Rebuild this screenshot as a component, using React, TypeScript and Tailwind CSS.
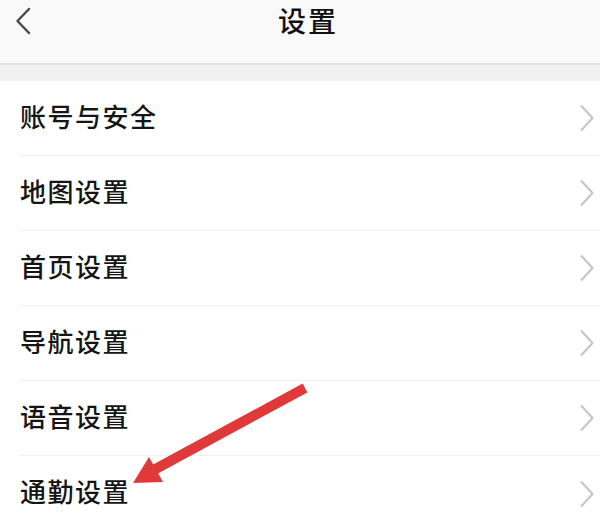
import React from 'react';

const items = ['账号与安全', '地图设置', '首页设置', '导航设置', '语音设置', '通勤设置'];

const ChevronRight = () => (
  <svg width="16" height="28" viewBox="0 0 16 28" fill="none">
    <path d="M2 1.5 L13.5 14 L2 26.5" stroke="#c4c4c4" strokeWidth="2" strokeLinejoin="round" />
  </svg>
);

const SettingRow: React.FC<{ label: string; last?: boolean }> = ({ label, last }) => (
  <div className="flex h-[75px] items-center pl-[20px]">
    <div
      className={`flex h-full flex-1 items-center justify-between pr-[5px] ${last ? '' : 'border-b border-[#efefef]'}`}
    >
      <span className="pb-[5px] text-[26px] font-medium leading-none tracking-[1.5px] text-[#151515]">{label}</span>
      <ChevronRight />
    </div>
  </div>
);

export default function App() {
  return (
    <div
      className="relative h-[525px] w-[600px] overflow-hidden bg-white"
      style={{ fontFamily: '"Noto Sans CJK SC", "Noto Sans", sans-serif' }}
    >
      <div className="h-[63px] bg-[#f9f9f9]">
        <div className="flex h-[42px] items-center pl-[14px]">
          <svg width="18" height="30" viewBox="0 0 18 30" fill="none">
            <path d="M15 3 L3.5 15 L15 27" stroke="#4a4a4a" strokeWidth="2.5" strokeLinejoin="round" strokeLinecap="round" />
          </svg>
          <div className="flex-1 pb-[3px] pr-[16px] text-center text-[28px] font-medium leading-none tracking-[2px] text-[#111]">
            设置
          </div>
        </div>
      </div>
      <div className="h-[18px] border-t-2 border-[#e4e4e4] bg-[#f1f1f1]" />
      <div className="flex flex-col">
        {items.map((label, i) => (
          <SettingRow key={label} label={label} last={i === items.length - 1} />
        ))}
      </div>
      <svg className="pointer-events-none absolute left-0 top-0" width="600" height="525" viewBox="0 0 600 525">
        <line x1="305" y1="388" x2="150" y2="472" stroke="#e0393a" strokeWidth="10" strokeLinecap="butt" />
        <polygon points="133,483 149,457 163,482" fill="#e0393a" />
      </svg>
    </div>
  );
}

──────────

AIM:
Every line containing the string "React" must be listed.

RESULT OF THIS TASK:
Rebuild this screenshot as a component, using React, TypeScript and Tailwind CSS.
import React from 'react';
const SettingRow: React.FC<{ label: string; last?: boolean }> = ({ label, last }) => (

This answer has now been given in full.